Manager: How can I help you?

Customer: I am so angry!

Manager: Tell me what happened.

Customer: (insert inane complaint here).

Manager: I am so sorry to hear that. Please accept this complimentary gift card for you to come back another time so that we can give you a better experience.

Wait, what? That sounds like positive reinforcement, the operant conditioning tool of adding a reinforcing stimulus following a behavior that makes it more likely that the behavior will occur again in the future. It’s like when you’re house training a puppy and you give it a treat after it poops outside, except in this case you’re giving a customer a monetary reward for shitting all over a server. World-renown psychologist and behaviorist B.F. Skinner came up with this theory and I’m pretty sure he didn’t mean for a restaurant manager to reward an awful customer. Stop rewarding customers for bad behavior. Gift card, free desserts, and cocktails on the house should be reserved for good customers, not bad ones. Yet this is almost always the go-to action to satiate a complaining customer.

If the customer’s food fell to the floor and they had to wait an additional twenty minutes for their entree, by all means comp them something. If they found a short and curly in their tres leches, yes, absolutely give them another one. But if the customer complaint is based solely on them being a complainer for the sake of complaining, tell them you’re sorry they’re unhappy and show them the door. By gifting them with freebies, all it does is makes them think that what they are doing is oaky. The next time they go to another restaurant they will play the same card, complaining about as many things as possible all in the hopes that one complaint will stick and they’ll get a free slice of cheesecake out of it.

Even if the complaint is legitimate, let’s base the response on how they complained. No gift card should be offered if any of the following phrases escape their mouth:

  • Do you know who I am?
  • How dare you!
  • I have a huge social media following and will trash your restaurant.

In addition, if during their complaint session there are any insults about someone’s appearance, race, sexuality, or intelligence, there should be no reward. That would be like a puppy taking a dump on your rug and then immediately giving it a handful of Scooby Snacks. The asshole customer and the puppy will both think that what they did was good behavior.

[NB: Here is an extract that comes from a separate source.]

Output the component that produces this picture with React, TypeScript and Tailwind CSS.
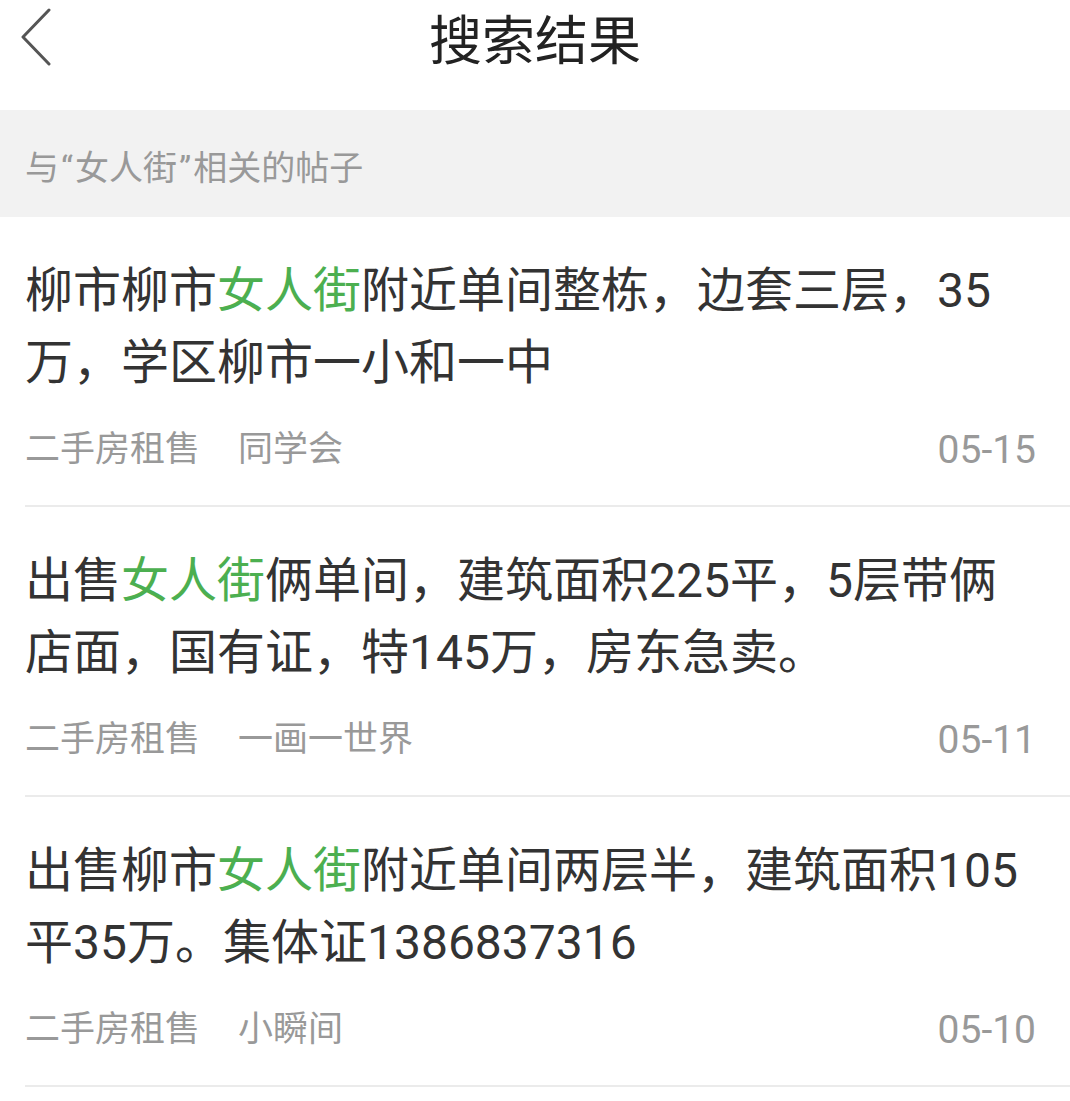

Instead, let’s save those gift cards and free desserts for customers we want to come back to the restaurant. How about we reward people for good behavior instead? A customer tipped 25%? Give them a free shot! They spoke with the manager to praise the food and service? Give them a gift card! They berated a busboy for accidentally knocking over a glass of water? Get the fuck over it, it’s water. See how that works? Good behavior warrants reward. Bad behavior doesn’t. B.F. Skinner would be proud.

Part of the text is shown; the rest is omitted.